Aswat’s cell phone received as many as 20 calls from several of the bombers, said intelligence and law enforcement officials, one of whom said the last call was made in London the night before the July 7 bombings.

Authorities here, in Britain and in Pakistan cautioned Thursday that they did not know what role Aswat might have played in the attacks, whether he was the one using the cell phone or when he might have been in London last. In recent years, U.S. officials have even questioned whether he is alive because of unconfirmed reports he was killed in Afghanistan. But new evidence, and Aswat’s U.S. connections, set off a search by the FBI for clues that would help determine his whereabouts.

U.S. officials scurried to follow up on thousands of pieces of information provided by their British counterparts since the July 7 bombings, which killed 56 people, including the four British bombers, and wounded 700 commuters. One intelligence official, who would discuss the investigation only on condition of anonymity, said the list of wanted suspects was growing and the inquiry had become far more complex in recent days.

The FBI’s Document Exploitation team, based in Washington, has sent several people to work out of the U.S. Embassy in London, while the main London-based FBI team has been deployed to Scotland Yard, officials said. American officials are cross-checking investigative data with information and prisoner debriefings from Afghanistan, Pakistan and Guantanamo Bay, Cuba, a U.S. law enforcement official said.

Another official involved in the investigation said there was some evidence Aswat might have left Britain on a ferry two weeks ago, suggesting that he left his phone for accomplices to use.

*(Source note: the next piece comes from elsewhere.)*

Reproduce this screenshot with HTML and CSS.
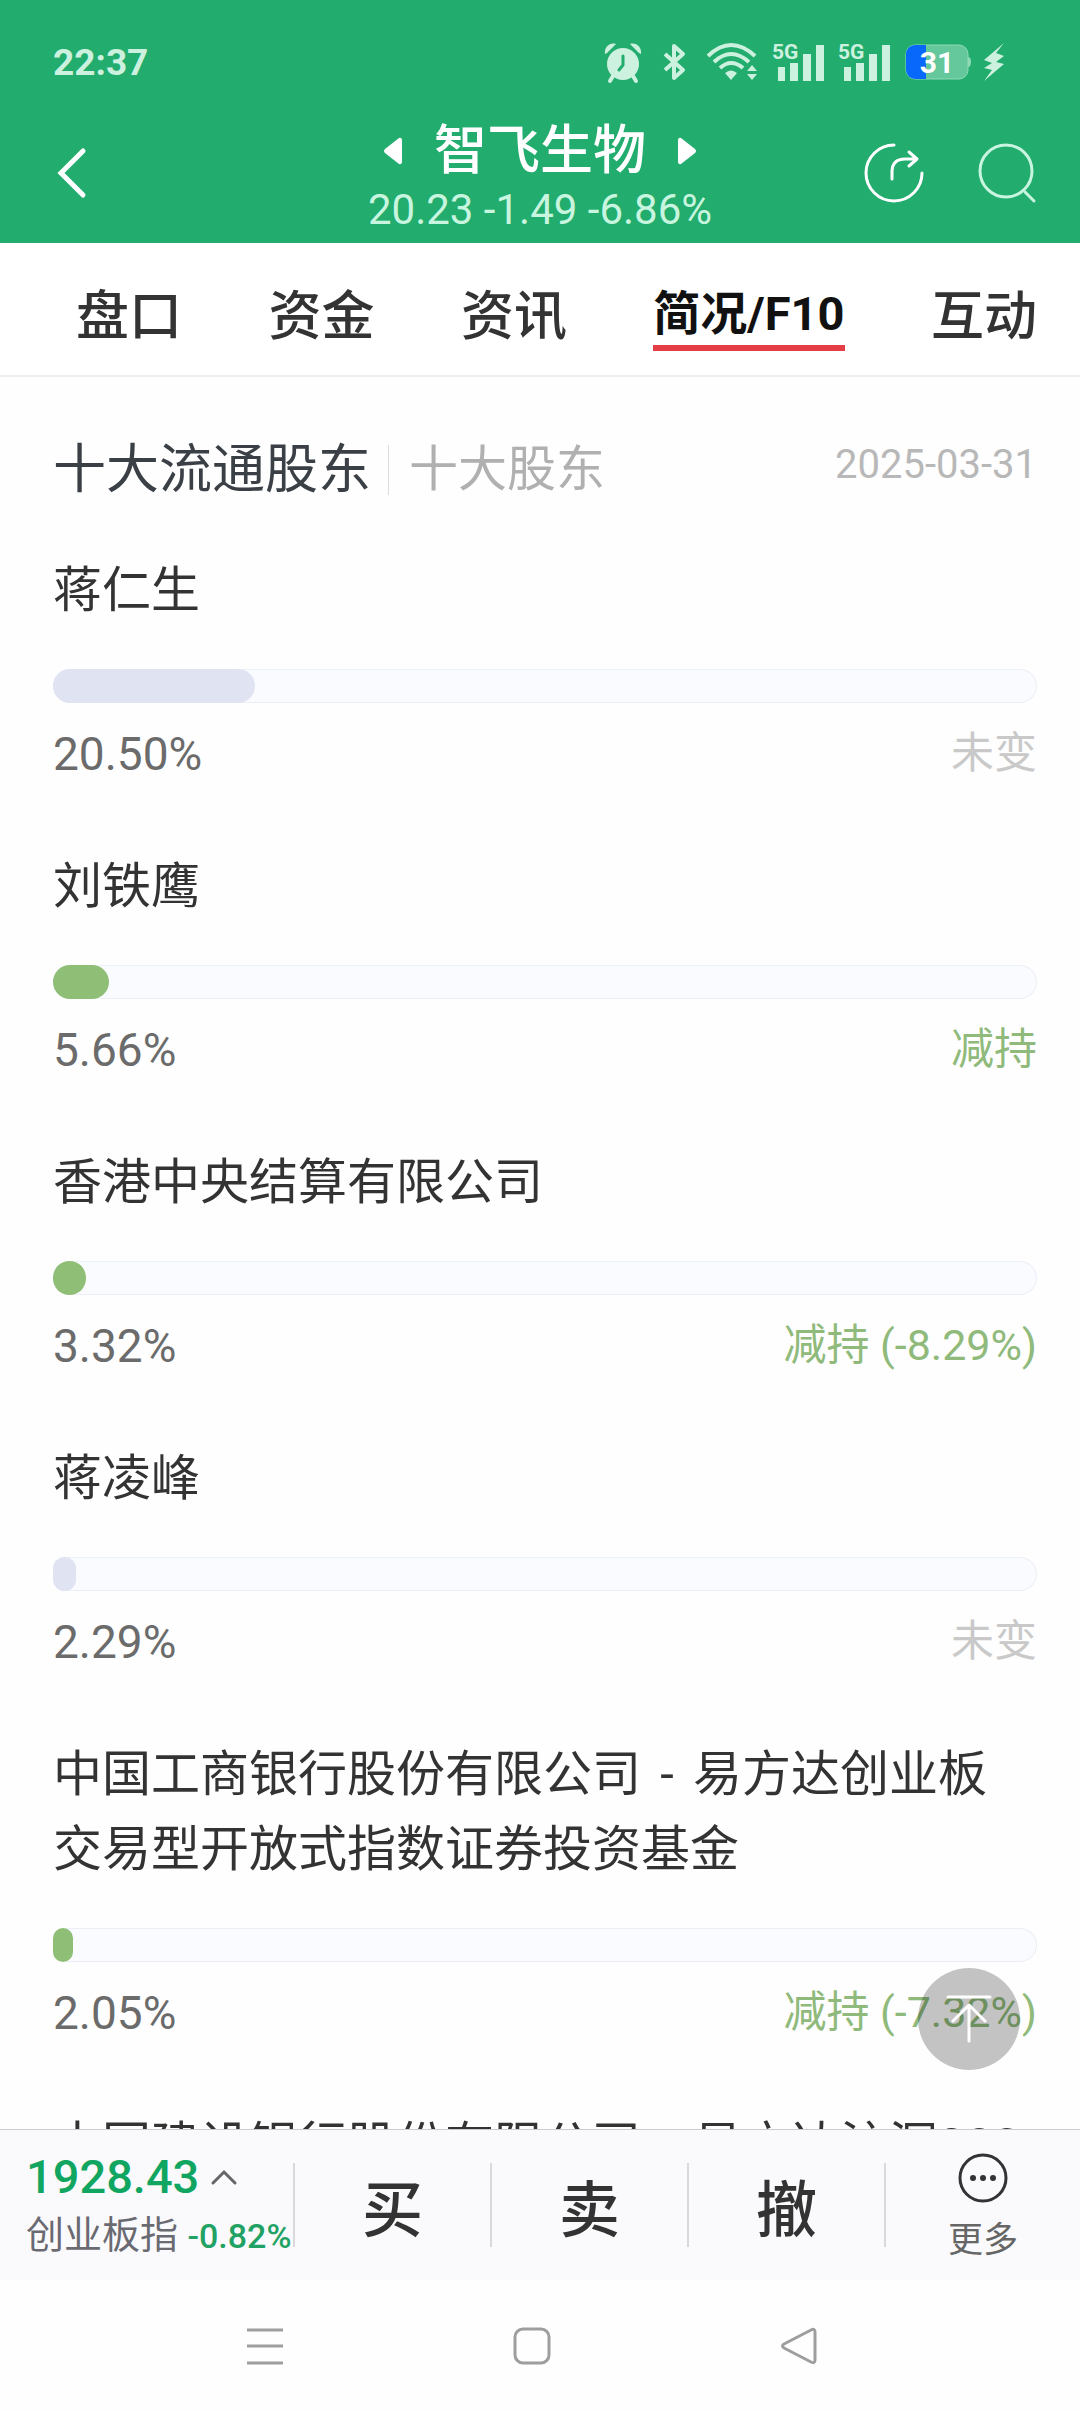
FILE: index.html
```html
<!DOCTYPE html>
<html lang="zh-CN">
<head>
  <meta charset="utf-8">
  <meta name="viewport" content="width=device-width, initial-scale=1">
  <title>智飞生物</title>
  <link rel="stylesheet" href="styles.css">
</head>
<body>

  <header class="header">
    <div class="status-bar">
      <span class="clock">22:37</span>
      <div class="status-icons">
        <!-- alarm -->
        <svg width="38" height="40" viewBox="0 0 38 40" fill="currentColor">
          <circle cx="19" cy="22" r="16"/>
          <path d="M1 12C0 5 6 0 12 2L3 11zM37 12C38 5 32 0 26 2L35 11z"/>
          <path d="M9 34l-3 5M29 34l3 5" stroke="currentColor" stroke-width="4" stroke-linecap="round"/>
          <path d="M19 14v9l-4 5" fill="none" stroke="#22ac6e" stroke-width="3" stroke-linecap="round"/>
        </svg>
        <!-- bluetooth -->
        <svg class="bluetooth" width="24" height="40" viewBox="0 0 24 40" fill="none" stroke="currentColor" stroke-width="4" stroke-linejoin="round">
          <path d="M3 12l18 16-9 8V4l9 8L3 28"/>
        </svg>
        <!-- wifi -->
        <svg class="wifi" width="52" height="40" viewBox="0 0 52 40" fill="none" stroke="currentColor" stroke-width="4">
          <path d="M2 14Q25 -8 49 14M8 20Q25 4 43 20M14 26Q25 16 37 26"/>
          <path d="M19 31q6-5 12 0l-6 7z" fill="currentColor" stroke="none"/>
          <path d="M41 29l5-6 5 6zM41 32l5 6 5-6z" fill="currentColor" stroke="none"/>
        </svg>
        <!-- signal, SIM 1 and SIM 2 -->
        <svg class="signal" width="52" height="40" viewBox="0 0 52 40" fill="currentColor">
          <text class="network" x="0" y="17">5G</text>
          <path d="M6 25h7v14H6zM18 21h8v18h-8zM31 12h8v27h-8zM44 3h8v36h-8z"/>
        </svg>
        <svg class="signal" width="52" height="40" viewBox="0 0 52 40" fill="currentColor">
          <text class="network" x="0" y="17">5G</text>
          <path d="M6 25h7v14H6zM18 21h8v18h-8zM31 12h8v27h-8zM44 3h8v36h-8z"/>
        </svg>
        <!-- battery -->
        <svg class="battery" width="66" height="36" viewBox="0 0 66 36">
          <rect x="1" y="1" width="62" height="34" rx="9" fill="#65c79c" stroke="#8edab7"/>
          <path d="M63 13q3 0 3 5t-3 5z" fill="#8edab7"/>
          <path d="M21 1H10a9 9 0 0 0-9 9v16a9 9 0 0 0 9 9h11z" fill="#0868fc"/>
          <text class="charge" x="32" y="29" text-anchor="middle">31</text>
        </svg>
        <!-- charging -->
        <svg width="22" height="38" viewBox="0 0 22 38" fill="currentColor">
          <path d="M21 0L1 17l8 3-8 5 8 2-8 11 20-17-8-2 8-6-8-3z"/>
        </svg>
      </div>
    </div>

    <div class="title-bar">
      <button class="icon-button back" aria-label="返回">
        <svg width="30" height="52" viewBox="0 0 30 52" fill="none" stroke="currentColor" stroke-width="5" stroke-linecap="round">
          <path d="M27 4L5 26l22 22"/>
        </svg>
      </button>
      <div class="stock">
        <div class="stock-name">
          <button class="icon-button" aria-label="上一只">
            <svg width="18" height="28" viewBox="0 0 18 28" fill="currentColor"><path d="M15 1q3-1 3 3v20q0 4-3 3L1 16q-2-2 0-4z"/></svg>
          </button>
          <h1>智飞生物</h1>
          <button class="icon-button" aria-label="下一只">
            <svg width="18" height="28" viewBox="0 0 18 28" fill="currentColor"><path d="M3 1Q0 0 0 4v20q0 4 3 3l14-11q2-2 0-4z"/></svg>
          </button>
        </div>
        <div class="stock-price">20.23 -1.49 -6.86%</div>
      </div>
      <div class="title-actions">
        <button class="icon-button" aria-label="分享">
          <svg width="60" height="60" viewBox="0 0 60 60" fill="none" stroke="currentColor" stroke-width="3" stroke-linecap="round" stroke-linejoin="round">
            <path d="M30 2A28 28 0 1 0 58 30"/>
            <path d="M28 36v-7q0-13 13-13h12M45 9l8 7-8 7"/>
          </svg>
        </button>
        <button class="icon-button search" aria-label="搜索">
          <svg width="60" height="60" viewBox="0 0 60 60" fill="none" stroke="currentColor" stroke-width="3" stroke-linecap="round">
            <circle cx="29" cy="28" r="26"/>
            <path d="M48 49l9 9"/>
          </svg>
        </button>
      </div>
    </div>
  </header>

  <nav class="tabs">
    <a href="#">盘口</a>
    <a href="#">资金</a>
    <a href="#">资讯</a>
    <a href="#" class="active">简况/F10</a>
    <a href="#">互动</a>
  </nav>

  <main class="content">
    <div class="section-head">
      <button class="section-tab active">十大流通股东</button>
      <button class="section-tab">十大股东</button>
      <span class="date">2025-03-31</span>
    </div>

    <section class="holder">
      <h2>蒋仁生</h2>
      <div class="track"><div class="fill same" style="width: 20.50%"></div></div>
      <div class="meta"><span>20.50%</span><span class="change same">未变</span></div>
    </section>

    <section class="holder">
      <h2>刘铁鹰</h2>
      <div class="track"><div class="fill down" style="width: 5.66%"></div></div>
      <div class="meta"><span>5.66%</span><span class="change down">减持</span></div>
    </section>

    <section class="holder">
      <h2>香港中央结算有限公司</h2>
      <div class="track"><div class="fill down" style="width: 3.32%"></div></div>
      <div class="meta"><span>3.32%</span><span class="change down">减持 (-8.29%)</span></div>
    </section>

    <section class="holder">
      <h2>蒋凌峰</h2>
      <div class="track"><div class="fill same" style="width: 2.29%"></div></div>
      <div class="meta"><span>2.29%</span><span class="change same">未变</span></div>
    </section>

    <section class="holder">
      <h2>中国工商银行股份有限公司<span class="dash"> - </span>易方达创业板交易型开放式指数证券投资基金</h2>
      <div class="track"><div class="fill down" style="width: 2.05%"></div></div>
      <div class="meta"><span>2.05%</span><span class="change down">减持 (-7.32%)</span></div>
    </section>

    <section class="holder">
      <h2>中国建设银行股份有限公司<span class="dash"> - </span>易方达沪深300</h2>
    </section>
  </main>

  <footer class="trade-bar">
    <button class="to-top" aria-label="回到顶部">
      <svg width="48" height="50" viewBox="0 0 48 50" fill="none" stroke="currentColor" stroke-width="3" stroke-linecap="round" stroke-linejoin="round">
        <path d="M3 3h42M24 11v36M8 27l16-16 16 16"/>
      </svg>
    </button>
    <button class="index">
      <span class="index-value">1928.43
        <svg width="26" height="16" viewBox="0 0 26 16" fill="none" stroke="currentColor" stroke-width="3" stroke-linecap="round">
          <path d="M2 14L13 3l11 11"/>
        </svg>
      </span>
      <span class="index-name">创业板指 <span class="index-change">-0.82%</span></span>
    </button>
    <button class="trade">买</button>
    <button class="trade">卖</button>
    <button class="trade">撤</button>
    <button class="trade more">
      <svg width="52" height="52" viewBox="0 0 52 52" fill="currentColor">
        <circle cx="26" cy="26" r="23" fill="none" stroke="currentColor" stroke-width="3"/>
        <circle cx="16" cy="26" r="3"/><circle cx="26" cy="26" r="3"/><circle cx="36" cy="26" r="3"/>
      </svg>
      <span>更多</span>
    </button>
  </footer>

  <div class="system-nav">
    <button class="icon-button" aria-label="最近任务">
      <svg width="38" height="38" viewBox="0 0 38 38" fill="none" stroke="currentColor" stroke-width="3"><path d="M1 3h36M1 19h36M1 36h36"/></svg>
    </button>
    <button class="icon-button" aria-label="主屏幕">
      <svg width="38" height="38" viewBox="0 0 38 38" fill="none" stroke="currentColor" stroke-width="3"><rect x="2" y="2" width="34" height="34" rx="8"/></svg>
    </button>
    <button class="icon-button" aria-label="返回">
      <svg width="38" height="38" viewBox="0 0 38 38" fill="none" stroke="currentColor" stroke-width="3" stroke-linejoin="round"><path d="M31 3Q35 1 35 5v28q0 4-4 2L4 21q-3-2 0-4z"/></svg>
    </button>
  </div>

</body>
</html>
```

FILE: styles.css
```css
* {
  box-sizing: border-box;
}
body {
  margin: 0;
  height: 100vh;
  display: flex;
  flex-direction: column;
  font-family: Roboto, "Noto Sans CJK SC", sans-serif;
  color: #333;
  background-color: #fefefe;
}
svg {
  display: block;
  flex: none;
  overflow: visible;
}
button {
  padding: 0;
  border: none;
  background: none;
  font: inherit;
  color: inherit;
  cursor: pointer;
}
h1, h2 {
  margin: 0;
  font-weight: 400;
}

/* header */
.header {
  background-color: #22ac6e;
  color: #fff;
}
.status-bar {
  display: flex;
  justify-content: space-between;
  align-items: center;
  height: 84px;
  padding: 40px 75px 0 53px;
  color: #cdf1df;
}
.clock {
  font-size: 37px;
  font-weight: 700;
}
.status-icons {
  display: flex;
  align-items: center;
}
.bluetooth {
  margin-left: 20px;
}
.wifi {
  margin-left: 20px;
}
.signal {
  margin-left: 14px;
}
.battery {
  margin: 0 12px 0 15px;
}
.network {
  font-size: 21px;
  font-weight: 700;
}
.charge {
  font-size: 30px;
  font-weight: 700;
  fill: #fff;
}
.title-bar {
  display: grid;
  grid-template-columns: 1fr auto 1fr;
  align-items: center;
  height: 159px;
  padding: 20px 43px 2px;
}
.back {
  justify-self: start;
  margin-left: 13px;
}
.stock {
  padding-top: 6px;
}
.stock-name {
  display: flex;
  align-items: center;
  justify-content: center;
  gap: 32px;
}
.stock-name h1 {
  font-size: 53px;
  line-height: 68px;
  font-weight: 500;
}
.stock-price {
  font-size: 42px;
  line-height: 50px;
  text-align: center;
  color: #c8f5df;
}
.title-actions {
  justify-self: end;
  display: flex;
  gap: 53px;
}
.search {
  color: #c8f5df;
}

/* tabs */
.tabs {
  display: flex;
  justify-content: space-between;
  align-items: center;
  height: 134px;
  padding: 16px 43px 0 76px;
  border-bottom: 2px solid #eceff2;
  background-color: #fff;
}
.tabs a {
  font-size: 53px;
  font-weight: 500;
  line-height: 74px;
  color: #333;
  text-decoration: none;
}
.tabs .active {
  font-size: 47px;
  font-weight: 700;
  line-height: 62px;
  color: #111;
  border-bottom: 6px solid #e63e47;
}

/* shareholder list */
.content {
  flex: 1;
  min-height: 0;
  overflow: hidden;
  padding: 54px 43px 0 53px;
}
.section-head {
  display: flex;
  align-items: center;
  height: 78px;
  margin-bottom: 44px;
}
.section-tab {
  font-size: 49px;
  line-height: 50px;
  color: #b0b0b0;
}
.section-tab.active {
  font-size: 53px;
  color: #3b4046;
}
.section-tab + .section-tab {
  margin-left: 17px;
  padding-left: 20px;
  border-left: 1px solid #ddd;
}
.date {
  margin-left: auto;
  padding-bottom: 12px;
  font-size: 40px;
  color: #b8b8b8;
}
.holder {
  margin-bottom: 68px;
}
.holder h2 {
  padding-right: 10px;
  font-size: 49px;
  line-height: 75px;
}
.dash {
  margin: 0 7px;
}
.track {
  height: 34px;
  margin-top: 41px;
  border-radius: 17px;
  background-color: #fafbff;
  box-shadow: inset 0 0 0 1px #eceff6;
}
.fill {
  height: 100%;
  border-radius: 17px;
}
.fill.same {
  background-color: #e0e4f2;
}
.fill.down {
  background-color: #8fbe76;
}
.meta {
  display: flex;
  justify-content: space-between;
  align-items: center;
  height: 54px;
  margin-top: 24px;
  font-size: 46px;
  line-height: 46px;
  color: #6b6b6b;
}
.change {
  padding-bottom: 2px;
  font-size: 43px;
}
.change.same {
  color: #c9c9c9;
}
.change.down {
  color: #8fba7b;
}

/* bottom bar */
.trade-bar {
  position: relative;
  display: grid;
  grid-template-columns: 293fr 197fr 197fr 197fr 196fr;
  align-items: center;
  height: 151px;
  border-top: 1px solid #ccc;
  background-color: #fafafc;
}
.to-top {
  position: absolute;
  right: 60px;
  bottom: 210px;
  width: 102px;
  height: 102px;
  display: flex;
  align-items: center;
  justify-content: center;
  border-radius: 50%;
  background-color: rgba(0, 0, 0, 0.23);
  color: #fff;
}
.index {
  padding-left: 26px;
  text-align: left;
  white-space: nowrap;
}
.index-value {
  display: flex;
  align-items: center;
  gap: 12px;
  font-size: 47px;
  font-weight: 500;
  line-height: 60px;
  color: #10a560;
}
.index-value svg {
  color: #666;
}
.index-name {
  display: block;
  font-size: 38px;
  line-height: 56px;
  color: #6a6a72;
}
.index-change {
  font-size: 34px;
  font-weight: 500;
  color: #1fa263;
}
.trade {
  height: 84px;
  padding-top: 12px;
  border-left: 2px solid #d9d9dc;
  font-size: 61px;
  font-weight: 500;
  line-height: 72px;
}
.more {
  display: flex;
  flex-direction: column;
  align-items: center;
  justify-content: center;
  padding-top: 8px;
  font-size: 35px;
  font-weight: 400;
  line-height: 50px;
}
.more span {
  margin-top: 12px;
  color: #666;
}

/* system navigation */
.system-nav {
  display: flex;
  justify-content: center;
  gap: 229px;
  height: 132px;
  padding-right: 16px;
  color: #9e9e9e;
  background-color: #fefefe;
}
```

U.S. authorities first heard of Aswat, 31, while investigating attempts by Muslim extremists to set up a training camp in the Oregon woods in 1999. Aswat was an aide then to Abu Hamza Masri, a fiery Muslim preacher who was arrested in April 2004 and charged with a variety of terrorism-related offenses including involvement in the Oregon camp and a role in a deadly hostage-taking in Yemen. Aswat’s name does not appear in the August 2002 federal indictment of James Ujaama, an American charged with planning to set up the camp, but law enforcement sources said he was one of the unindicted co-conspirators referred to in the document.